As theatremakers, our greatest weapon in the fight against climate change may ultimately be this sliver of audience-lifting space.
In Jeune Terre, a scientist employed by the state begins knocking canal banks in on her own. Her officemate who works closely with oil and gas is terrified of the potential blowback. But before we can see what comes of her work, a hurricane blasts through the play and we jump forward into the future.
Playwright Erik Ehn has a theory about writing further and further into the middle of a play—of ramping the action up higher and higher and then leaping to the moment right after the end or resolution. In this leap, Ehn says, is a space where the audience can be lifted out of their seats and into potential collective action. Similarly, my plays will often race towards a climax only to jump to a sudden moment of stillness, a “sandwich-sharing” beat where characters split a drink or a story or a song or a sandwich as they wait, inevitably, for the future. In the final moments of Jeune Terre, the theatre company, now on tour with a musical about the town’s past and present, resets their show-within-a-show to the beginning and we see the musical’s opening number, “Watch it Come Back.” Composer Avi Amon wrote the score to resemble ocean waves—a wash of concerns for the future from both long-gone pirates and current town residents at once. The song exists simultaneously both inside the musical and in the minds of contemporary Jeune Terrens, a coda of shared concern amidst the forward march of climate change adaptation.

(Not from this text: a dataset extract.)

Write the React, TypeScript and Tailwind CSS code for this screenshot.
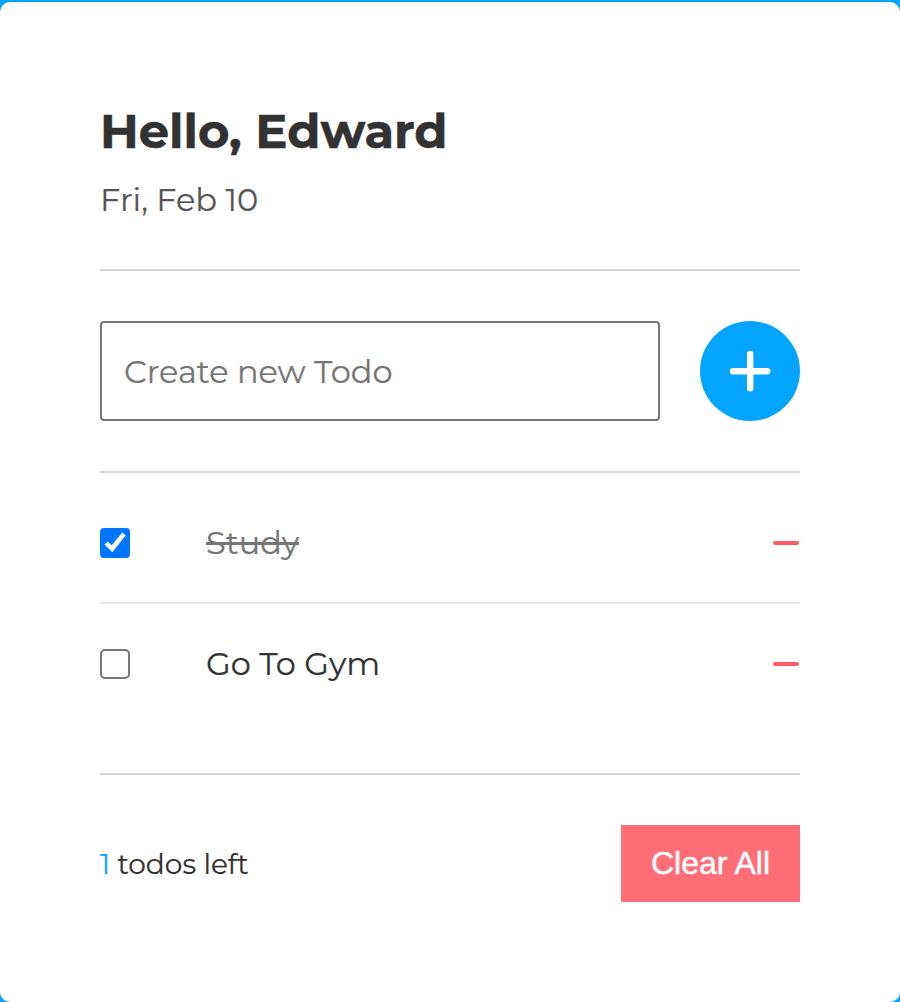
import { useState } from "react";

type Todo = { id: number; title: string; done: boolean };

const initialTodos: Todo[] = [
  { id: 1, title: "Study", done: true },
  { id: 2, title: "Go To Gym", done: false },
];

function Checkbox({ checked, onClick }: { checked: boolean; onClick: () => void }) {
  return (
    <button
      type="button"
      role="checkbox"
      aria-checked={checked}
      onClick={onClick}
      className={
        checked
          ? "size-[30px] shrink-0 rounded-[4px] bg-[#0075ff]"
          : "size-[30px] shrink-0 rounded-[5px] border-2 border-[#767676] bg-white"
      }
    >
      {checked && (
        <svg viewBox="0 0 30 30" className="block size-[30px]" fill="#fff">
          <path d="M4.5 16.6L7.6 13.5L11.8 17.3L22.2 4.4L25.7 7.5L12.3 24.2Z" />
        </svg>
      )}
    </button>
  );
}

export default function App() {
  const [todos, setTodos] = useState(initialTodos);
  const [draft, setDraft] = useState("");
  const left = todos.filter((t) => !t.done).length;

  const add = () => {
    if (!draft.trim()) return;
    setTodos([...todos, { id: Date.now(), title: draft.trim(), done: false }]);
    setDraft("");
  };
  const toggle = (id: number) =>
    setTodos(todos.map((t) => (t.id === id ? { ...t, done: !t.done } : t)));

  return (
    <div className="h-[1002px] bg-[#05a5ff] pt-0.5 font-['Montserrat','Inter',sans-serif] text-[#323232] [-webkit-text-stroke:0.2px_currentColor]">
      <main className="flex h-[1000px] flex-col rounded-[10px] bg-white px-[100px] pt-[100px]">
        <header className="h-[169px] border-b-2 border-[#d3d3d3]">
          <h1 className="h-[58px] text-[48px] leading-[58px] font-bold whitespace-nowrap [-webkit-text-stroke:0.5px_currentColor]">
            Hello, Edward
          </h1>
          <p className="mt-[20px] h-[40px] text-[32px] leading-[40px] text-[#555]">
            Fri, Feb 10
          </p>
        </header>

        <section className="flex h-[202px] items-center justify-between border-b-2 border-[#d3d3d3]">
          <input
            value={draft}
            onChange={(e) => setDraft(e.target.value)}
            placeholder="Create new Todo"
            className="h-[100px] w-[560px] rounded-[4px] border-2 border-[#767676] px-[22px] text-[32px] outline-none placeholder:text-[#757575]"
          />
          <button
            type="button"
            aria-label="Add"
            onClick={add}
            className="flex size-[100px] items-center justify-center rounded-full bg-[#05a5ff]"
          >
            <svg viewBox="0 0 42 42" className="size-[42px]" fill="none">
              <path d="M21.2 4V38.2M4 21.2H38.2" stroke="#fff" strokeWidth="6.4" strokeLinecap="round" />
            </svg>
          </button>
        </section>

        <ul className="h-[302px] border-b-2 border-[#d3d3d3] pt-[10px]">
          {todos.map((t) => (
            <li
              key={t.id}
              className="flex h-[121px] items-center border-b-2 border-[#e8e8e8] last:border-transparent"
            >
              <Checkbox checked={t.done} onClick={() => toggle(t.id)} />
              <span
                className={
                  t.done
                    ? "ml-[76px] text-[32px] text-[#757575] line-through decoration-[3px] [-webkit-text-stroke:0.2px_#757575]"
                    : "ml-[76px] text-[32px]"
                }
              >
                {t.title}
              </span>
              <button
                type="button"
                aria-label="Remove"
                onClick={() => setTodos(todos.filter((x) => x.id !== t.id))}
                className="mr-px ml-auto h-1 w-[26px] rounded-full bg-[#ff5a65]"
              />
            </li>
          ))}
        </ul>

        <footer className="mt-[50px] flex h-[77px] items-center justify-between">
          <p className="text-[28px]">
            <span className="text-[#05a5ff] [-webkit-text-stroke:0.2px_#05a5ff]">{left}</span> todos left
          </p>
          <button
            type="button"
            onClick={() => setTodos([])}
            className="h-[77px] w-[179px] bg-[#ff6e76] pb-0.5 font-['Liberation_Sans',Arial,sans-serif] text-[32px] whitespace-nowrap text-white [-webkit-text-stroke:0.5px_white]"
          >
            Clear All
          </button>
        </footer>
      </main>
    </div>
  );
}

Working on Jeune Terre, I keep coming back to the idea that, as theatremakers, our greatest weapon in the fight against climate change may ultimately be this sliver of audience-lifting space. In this space comes an expanded capacity for empathy and, perhaps, the ability to be more collectively accountable. As humans it is our forte to blithely adapt to current circumstance—to one new normal, then the next and the next. But we needn’t have had our lives just ruined by disaster to be able to empathize and organize with those who might be next. That we will be affected by climate change is inevitable. How we share our sandwiches is our narrative to shift.